Nuclear quantum confinement enables robust deuterium bonds for highly reversible aluminum anodes

The hydrogen evolution reaction (HER) fundamentally limits aluminum electroreduction in aqueous electrolytes by dominating interfacial charge transfer. Here, we suppress HER by engineering deuterium bonds (D‐bonds) through nuclear quantum effects, confining D between D₂O and DMF molecules. This quantum confinement weakens hydrogen delocalization and restructures the Al3+ solvation sheath, reducing water activity kinetically and thermodynamically. The regulated electrolyte enables uniform aluminum nucleation and dense plating layers, achieving 569 h (0.05 mA cm‐2) and 379 h (0.1 mA cm‐2) cycling stability in the 2D2O/1DMF electrolyte, which outperforms traditional sulfate electrolytes by 3.6 and 6.1 times, respectively.

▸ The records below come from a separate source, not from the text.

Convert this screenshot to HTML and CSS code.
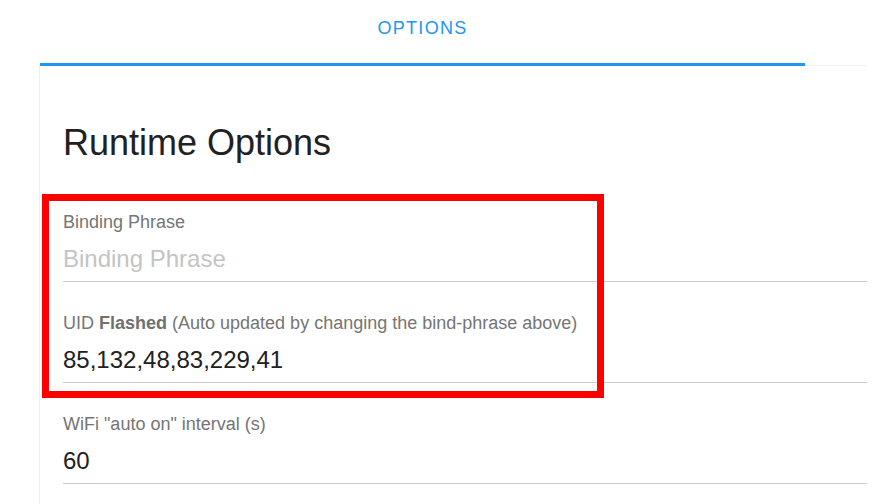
FILE: index.html
```html
<!DOCTYPE html>
<html lang="en">
<head>
    <meta charset="UTF-8">
    <title>Runtime Options</title>
    <link rel="stylesheet" href="styles.css">
</head>
<body>
    <div class="tabbar">
        <div class="tab active">OPTIONS</div>
        <div class="tab-rest"></div>
    </div>

    <div class="card">
        <h2 class="card-title">Runtime Options</h2>

        <div class="field">
            <label for="phrase">Binding Phrase</label>
            <input type="text" id="phrase" placeholder="Binding Phrase">
        </div>
        <div class="field">
            <label for="uid">UID <b>Flashed</b> (Auto updated by changing the bind-phrase above)</label>
            <input type="text" id="uid" value="85,132,48,83,229,41">
        </div>
        <div class="field">
            <label for="wifi">WiFi "auto on" interval (s)</label>
            <input type="text" id="wifi" value="60">
        </div>
    </div>

    <!-- annotation box drawn over the two binding fields -->
    <div class="highlight"></div>
</body>
</html>
```

FILE: styles.css
```css
body {
    margin: 0;
    font-family: "Liberation Sans", Arial, sans-serif;
    background: #fff;
    overflow: hidden;
}
.tabbar {
    display: flex;
    margin-left: 40px;
    height: 66px;
}
.tab {
    width: 765px;
    height: 66px;
    box-sizing: border-box;
    padding-top: 18px;
    text-align: center;
    font-size: 18px;
    line-height: 20px;
    letter-spacing: 1.3px;
    color: #2196f3;
    border-bottom: 3px solid #2196f3;
}
.tab-rest {
    width: 62px;
    height: 65px;
    border-bottom: 1px solid #f2f2f2;
}
.card {
    margin-left: 39px;
    border-left: 1px solid #eeeeee;
    padding: 59px 24px 40px 23px;
    width: 804px;
}
.card-title {
    margin: 0 0 20px;
    font-size: 36px;
    line-height: 36px;
    font-weight: normal;
    color: #212121;
}
.field {
    padding: 30px 0 7px;
    border-bottom: 1px solid #cccccc;
}
.field label {
    display: block;
    font-size: 18px;
    line-height: 22px;
    color: #757575;
    margin-bottom: 11px;
}
.field b {
    color: #707070;
}
.field input {
    display: block;
    width: 100%;
    height: 30px;
    padding: 0;
    border: none;
    outline: none;
    background: transparent;
    font-family: inherit;
    font-size: 24px;
    line-height: 30px;
    color: #212121;
}
.field input::placeholder {
    color: #c4c4c4;
}
.highlight {
    position: absolute;
    left: 42px;
    top: 194px;
    width: 548px;
    height: 190px;
    border: 7px solid #ff0000;
}
```
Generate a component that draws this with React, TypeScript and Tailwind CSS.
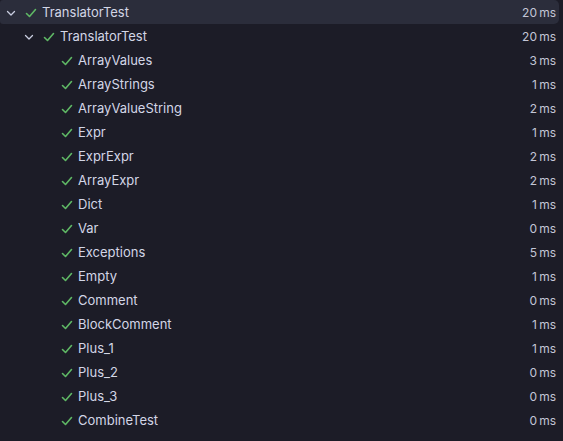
import React from 'react';

type Row = { name: string; ms: number; level: number; expandable?: boolean; selected?: boolean };

const rows: Row[] = [
  { name: 'TranslatorTest', ms: 20, level: 0, expandable: true, selected: true },
  { name: 'TranslatorTest', ms: 20, level: 1, expandable: true },
  { name: 'ArrayValues', ms: 3, level: 2 },
  { name: 'ArrayStrings', ms: 1, level: 2 },
  { name: 'ArrayValueString', ms: 2, level: 2 },
  { name: 'Expr', ms: 1, level: 2 },
  { name: 'ExprExpr', ms: 2, level: 2 },
  { name: 'ArrayExpr', ms: 2, level: 2 },
  { name: 'Dict', ms: 1, level: 2 },
  { name: 'Var', ms: 0, level: 2 },
  { name: 'Exceptions', ms: 5, level: 2 },
  { name: 'Empty', ms: 1, level: 2 },
  { name: 'Comment', ms: 0, level: 2 },
  { name: 'BlockComment', ms: 1, level: 2 },
  { name: 'Plus_1', ms: 1, level: 2 },
  { name: 'Plus_2', ms: 0, level: 2 },
  { name: 'Plus_3', ms: 0, level: 2 },
  { name: 'CombineTest', ms: 0, level: 2 },
];

const Chevron = () => (
  <svg width="10" height="10" viewBox="0 0 10 10" fill="none">
    <path d="M1.5 3.5 L5 7 L8.5 3.5" stroke="#c9cde0" strokeWidth="1.3" strokeLinecap="round" strokeLinejoin="round" />
  </svg>
);

const Check = () => (
  <svg width="12" height="12" viewBox="0 0 12 12" fill="none">
    <path d="M1.5 6.5 L4.5 9.5 L10.5 2.5" stroke="#5fb865" strokeWidth="1.6" strokeLinecap="round" strokeLinejoin="round" />
  </svg>
);

const indents = ['pl-[6px]', 'pl-[24px]', 'pl-[42px]'];

export default function App() {
  return (
    <div className="w-[563px] h-[441px] bg-[#1c1c27] font-['Inter',sans-serif] text-[13px] text-[#d3d6e6] overflow-hidden">
      {rows.map((r, i) => (
        <div
          key={i}
          className={
            'flex items-center h-[24px] w-[559px] pr-[3px] pt-px rounded-r-[5px] ' +
            indents[r.level] +
            (r.selected ? ' bg-[#2b2d3b] rounded-l-[3px]' : '')
          }
        >
          <span className="w-[19px] flex items-center">{r.expandable ? <Chevron /> : null}</span>
          <span className="w-[18px] flex items-center"><Check /></span>
          <span className="flex-1 truncate -ml-px">{r.name}</span>
          <span className="text-[12px] text-[#c3c6d6]">{r.ms}{'\u2009'}ms</span>
        </div>
      ))}
    </div>
  );
}
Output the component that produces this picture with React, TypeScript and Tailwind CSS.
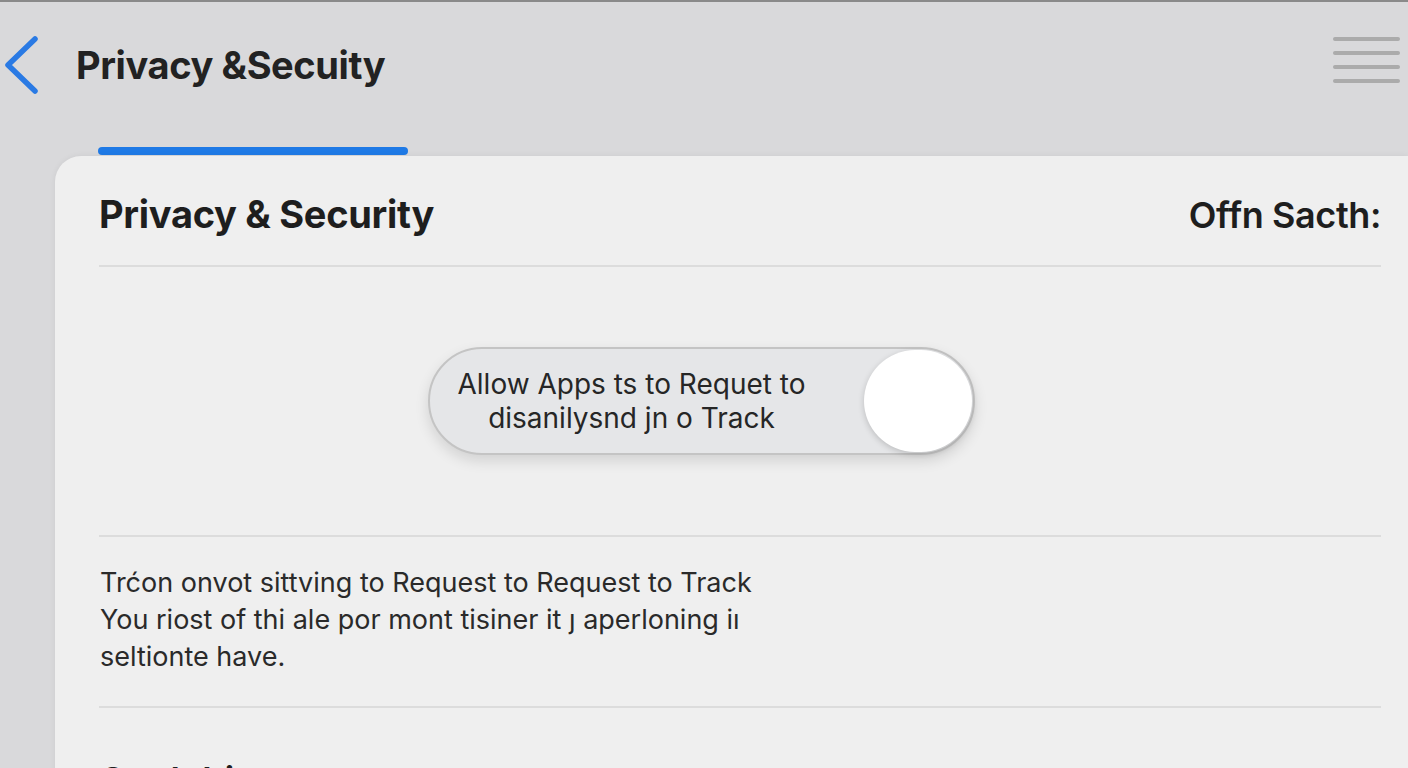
export default function App() {
  return (
    <div
      className="h-[768px] w-[1408px] overflow-hidden border-t-2 border-[#8a8a8a] bg-[#d9d9db] text-[#1f1f1f]"
      style={{ fontFamily: "Inter, 'Noto Sans', sans-serif" }}
    >
      <header className="flex h-[145px] items-start justify-between">
        <div className="flex items-center pt-[33px]">
          <svg width="40" height="60" viewBox="0 0 40 60" className="ml-[1px]">
            <path d="M34 4 L7 30 L34 56" fill="none" stroke="#2a7ae4" strokeWidth="5.5" strokeLinecap="round" strokeLinejoin="round" />
          </svg>
          <h1 className="ml-[35px] text-[38px] font-bold tracking-[-0.4px] text-[#222]">Privacy &amp;Secuity</h1>
        </div>
        <div className="mr-[8px] mt-[35px] flex w-[67px] flex-col gap-[10px]">
          <span className="h-[4px] rounded-full bg-[#ababab]" />
          <span className="h-[4px] rounded-full bg-[#ababab]" />
          <span className="h-[4px] rounded-full bg-[#ababab]" />
          <span className="h-[4px] rounded-full bg-[#ababab]" />
        </div>
      </header>

      <div className="ml-[98px] h-[8px] w-[310px] rounded-full bg-[#1f7ae6]" />

      <main className="ml-[55px] mt-[1px] h-[700px] rounded-tl-[26px] bg-[#efefef] pl-[44px] pr-[27px] shadow-[0_0_6px_rgba(0,0,0,0.06)]">
        <div className="flex h-[109px] items-center justify-between pt-[8px]">
          <h2 className="text-[38px] font-bold tracking-[-0.3px] text-[#1e1e1e]">Privacy &amp; Security</h2>
          <span className="text-[36px] font-semibold tracking-[-0.4px] text-[#1e1e1e]">Offn Sacth:</span>
        </div>
        <div className="h-[2px] bg-[#dcdcdc]" />

        <div className="flex h-[268px] items-center justify-center pr-[78px]">
          <div className="relative flex h-[108px] w-[547px] items-center rounded-full border-2 border-[#c4c4c4] bg-[#e5e6e8] shadow-[0_6px_14px_rgba(0,0,0,0.12)]">
            <p className="w-[404px] text-center text-[28px] leading-[34px] text-[#262626]">
              Allow Apps ts to Requet to
              <br />
              disanilysnd jn o Track
            </p>
            <span className="absolute right-[1px] top-[1px] h-[102px] w-[108px] rounded-full bg-white shadow-[0_2px_6px_rgba(0,0,0,0.18)]" />
          </div>
        </div>
        <div className="h-[2px] bg-[#dcdcdc]" />

        <p className="pb-[31px] pl-[1px] pt-[27px] text-[27px] leading-[37px] text-[#2a2a2a]">
          Trćon onvot sittving to Request to Request to Track
          <br />
          You riost of thi ale por mont tisiner it ȷ aperloning iı
          <br />
          seltionte have.
        </p>
        <div className="h-[2px] bg-[#dcdcdc]" />

        <h3 className="pt-[45px] text-[36px] font-semibold text-[#1e1e1e]">Otn lt ltings</h3>
      </main>
    </div>
  );
}
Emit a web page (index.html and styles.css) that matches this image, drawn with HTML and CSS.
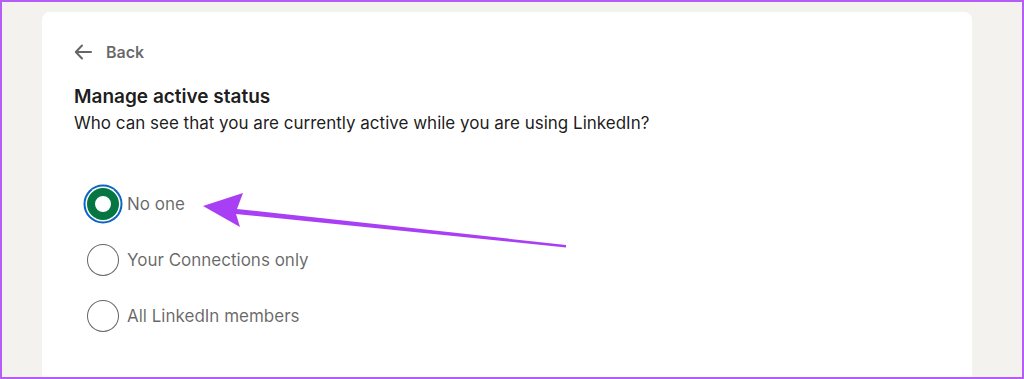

Our work uniquely leverages nuclear quantum confinement to engineer robust D‐bonds, simultaneously suppressing HER and enabling atomic‐level control over aluminum solvation structures for unprecedented Al redox reversibility in sulfate electrolytes. This exemplification pushes the electrolyte engineering from extensive component adjustment to quantum precision engineering, which provides an innovative solution for the high‐activity water‐based battery system.